Mojtaba’s installation has prompted discourse almost identical to that which surrounded his father: pro-establishment crowds celebrated the appointment as a continuation of the hard-line regime, while others have expressed concern that Mojtaba will prove to be an even more forceful leader.
It is speculated that President Trump planned for a short-term war with Iran: stripping the state of its leader and paving the way for a government that is more inclined to cooperate with the U.S., a tactic that proved relatively successful in Venezuela. The appointment of Mojtaba Khamenei, however, has complicated this plan and represents a continuation of Iranian defiance against the United States.
In the short term, the conflict has made regime change by civil action increasingly unlikely.

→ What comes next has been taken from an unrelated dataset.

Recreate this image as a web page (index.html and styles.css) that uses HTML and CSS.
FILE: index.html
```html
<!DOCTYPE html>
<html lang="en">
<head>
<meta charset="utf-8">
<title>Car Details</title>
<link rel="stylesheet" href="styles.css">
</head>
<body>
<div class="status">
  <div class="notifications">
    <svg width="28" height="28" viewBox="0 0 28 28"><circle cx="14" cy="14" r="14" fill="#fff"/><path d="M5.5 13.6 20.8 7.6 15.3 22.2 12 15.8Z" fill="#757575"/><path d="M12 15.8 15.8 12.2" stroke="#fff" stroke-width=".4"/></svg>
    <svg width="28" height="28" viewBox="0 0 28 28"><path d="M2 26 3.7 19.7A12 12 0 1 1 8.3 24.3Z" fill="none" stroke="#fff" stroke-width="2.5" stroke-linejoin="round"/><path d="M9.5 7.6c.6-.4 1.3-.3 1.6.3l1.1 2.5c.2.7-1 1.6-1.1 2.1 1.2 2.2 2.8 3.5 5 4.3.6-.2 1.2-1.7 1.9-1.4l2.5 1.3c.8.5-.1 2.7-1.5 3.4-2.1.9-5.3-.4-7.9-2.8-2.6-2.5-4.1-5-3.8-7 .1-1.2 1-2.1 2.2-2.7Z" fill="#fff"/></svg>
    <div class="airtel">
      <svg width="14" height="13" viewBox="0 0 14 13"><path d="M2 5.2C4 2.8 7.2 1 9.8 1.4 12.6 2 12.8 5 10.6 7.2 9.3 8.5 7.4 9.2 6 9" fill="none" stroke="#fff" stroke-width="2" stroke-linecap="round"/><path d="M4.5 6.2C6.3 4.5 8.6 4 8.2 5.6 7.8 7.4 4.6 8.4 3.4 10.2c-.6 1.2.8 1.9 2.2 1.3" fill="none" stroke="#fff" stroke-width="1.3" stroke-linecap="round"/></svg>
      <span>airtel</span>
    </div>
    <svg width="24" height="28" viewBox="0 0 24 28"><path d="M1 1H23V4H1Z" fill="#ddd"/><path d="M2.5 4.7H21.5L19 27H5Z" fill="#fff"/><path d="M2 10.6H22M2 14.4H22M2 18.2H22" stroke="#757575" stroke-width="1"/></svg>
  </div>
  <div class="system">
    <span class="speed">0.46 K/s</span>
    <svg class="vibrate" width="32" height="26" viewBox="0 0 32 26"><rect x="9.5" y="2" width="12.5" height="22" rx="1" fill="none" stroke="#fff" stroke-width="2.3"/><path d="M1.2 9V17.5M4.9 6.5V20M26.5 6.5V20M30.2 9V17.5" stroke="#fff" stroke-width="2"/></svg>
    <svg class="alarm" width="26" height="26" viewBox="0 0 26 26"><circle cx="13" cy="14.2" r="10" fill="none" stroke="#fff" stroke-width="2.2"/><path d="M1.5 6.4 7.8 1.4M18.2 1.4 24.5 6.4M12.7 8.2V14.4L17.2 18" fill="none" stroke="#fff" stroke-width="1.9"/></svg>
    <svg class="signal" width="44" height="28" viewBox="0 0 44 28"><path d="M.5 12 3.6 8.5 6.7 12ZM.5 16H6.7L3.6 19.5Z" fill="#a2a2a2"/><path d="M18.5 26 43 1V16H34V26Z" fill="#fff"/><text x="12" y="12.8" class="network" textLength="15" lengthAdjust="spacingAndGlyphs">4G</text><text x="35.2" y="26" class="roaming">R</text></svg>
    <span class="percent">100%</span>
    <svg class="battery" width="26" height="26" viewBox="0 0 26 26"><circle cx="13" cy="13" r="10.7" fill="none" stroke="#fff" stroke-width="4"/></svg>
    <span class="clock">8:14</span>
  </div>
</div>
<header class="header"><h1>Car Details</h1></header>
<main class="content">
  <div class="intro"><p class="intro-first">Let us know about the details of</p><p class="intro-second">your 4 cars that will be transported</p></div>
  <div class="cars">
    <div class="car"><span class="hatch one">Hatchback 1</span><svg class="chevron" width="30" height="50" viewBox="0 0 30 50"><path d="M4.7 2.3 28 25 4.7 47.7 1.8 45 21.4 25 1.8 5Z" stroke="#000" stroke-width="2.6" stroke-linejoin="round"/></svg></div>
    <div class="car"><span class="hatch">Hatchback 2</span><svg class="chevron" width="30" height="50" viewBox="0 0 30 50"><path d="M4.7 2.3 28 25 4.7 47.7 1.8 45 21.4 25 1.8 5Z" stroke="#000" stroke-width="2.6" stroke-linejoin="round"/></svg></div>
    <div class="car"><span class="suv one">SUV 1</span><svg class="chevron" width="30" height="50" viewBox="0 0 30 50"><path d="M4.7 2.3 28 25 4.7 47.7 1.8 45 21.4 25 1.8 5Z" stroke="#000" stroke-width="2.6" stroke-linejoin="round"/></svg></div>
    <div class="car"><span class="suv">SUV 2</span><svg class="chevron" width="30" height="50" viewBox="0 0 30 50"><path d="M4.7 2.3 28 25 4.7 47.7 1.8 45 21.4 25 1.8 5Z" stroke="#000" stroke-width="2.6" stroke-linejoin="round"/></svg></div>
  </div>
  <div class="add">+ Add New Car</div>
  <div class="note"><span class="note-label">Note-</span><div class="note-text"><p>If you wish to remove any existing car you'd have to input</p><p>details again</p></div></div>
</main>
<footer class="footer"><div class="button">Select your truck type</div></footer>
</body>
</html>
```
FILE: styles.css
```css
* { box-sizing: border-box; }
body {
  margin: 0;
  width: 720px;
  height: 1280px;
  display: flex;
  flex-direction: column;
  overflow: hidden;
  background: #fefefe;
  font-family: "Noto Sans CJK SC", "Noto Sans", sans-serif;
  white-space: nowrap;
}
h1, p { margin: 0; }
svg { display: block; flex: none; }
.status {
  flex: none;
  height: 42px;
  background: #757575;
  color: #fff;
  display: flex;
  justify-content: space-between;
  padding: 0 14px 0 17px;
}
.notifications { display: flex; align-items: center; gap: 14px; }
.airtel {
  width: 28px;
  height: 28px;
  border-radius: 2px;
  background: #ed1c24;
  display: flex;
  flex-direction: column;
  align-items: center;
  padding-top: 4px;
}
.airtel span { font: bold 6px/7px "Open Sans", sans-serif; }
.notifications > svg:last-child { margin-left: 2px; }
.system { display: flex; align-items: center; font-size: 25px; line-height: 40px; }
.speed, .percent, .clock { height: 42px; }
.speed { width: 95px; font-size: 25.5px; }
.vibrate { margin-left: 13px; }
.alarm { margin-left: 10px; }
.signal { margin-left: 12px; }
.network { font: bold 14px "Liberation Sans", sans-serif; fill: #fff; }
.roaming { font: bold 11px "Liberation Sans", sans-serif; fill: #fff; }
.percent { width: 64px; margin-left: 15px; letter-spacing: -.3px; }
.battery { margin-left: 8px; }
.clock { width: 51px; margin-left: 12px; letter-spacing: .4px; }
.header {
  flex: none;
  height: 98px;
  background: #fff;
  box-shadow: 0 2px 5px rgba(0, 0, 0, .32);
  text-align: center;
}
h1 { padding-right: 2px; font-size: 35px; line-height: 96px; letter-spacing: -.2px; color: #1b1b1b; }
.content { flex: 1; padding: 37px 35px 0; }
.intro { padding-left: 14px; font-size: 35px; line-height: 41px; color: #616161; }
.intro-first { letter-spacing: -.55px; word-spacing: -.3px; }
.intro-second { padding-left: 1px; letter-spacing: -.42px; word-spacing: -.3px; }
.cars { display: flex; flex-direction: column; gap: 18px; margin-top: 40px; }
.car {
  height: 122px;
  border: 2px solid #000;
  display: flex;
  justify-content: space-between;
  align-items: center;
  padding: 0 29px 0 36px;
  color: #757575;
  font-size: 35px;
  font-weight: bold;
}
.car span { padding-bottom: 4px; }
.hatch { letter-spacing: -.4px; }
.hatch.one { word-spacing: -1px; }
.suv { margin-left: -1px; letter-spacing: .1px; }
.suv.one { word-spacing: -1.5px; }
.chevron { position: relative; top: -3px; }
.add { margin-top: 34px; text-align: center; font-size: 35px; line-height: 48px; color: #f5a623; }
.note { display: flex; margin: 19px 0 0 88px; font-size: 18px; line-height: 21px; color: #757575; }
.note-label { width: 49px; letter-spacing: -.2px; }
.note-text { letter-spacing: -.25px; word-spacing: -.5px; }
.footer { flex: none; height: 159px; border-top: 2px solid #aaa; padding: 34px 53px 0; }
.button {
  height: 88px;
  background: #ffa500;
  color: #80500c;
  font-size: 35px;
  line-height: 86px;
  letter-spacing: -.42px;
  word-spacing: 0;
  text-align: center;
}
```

The deposition of the former supreme leader and continued attacks against the Islamic Republic present a potential pivot in public priorities: Iranians may be too occupied with concerns over protecting their country to contemplate politics against the regime. Iranian security forces may also view American intervention as proof that protestors in Iran are being backed by foreign forces and gives the government an incentive to behave even more violently during future popular uprisings.
Whether the brief celebrations and newly established leadership represent the beginning of political change in Iran or merely a fleeting moment of reprieve for its people remains to be seen. One thing is for certain, Khamenei’s death has exposed the deep divisions among Iranians that lie beneath the authority of the state.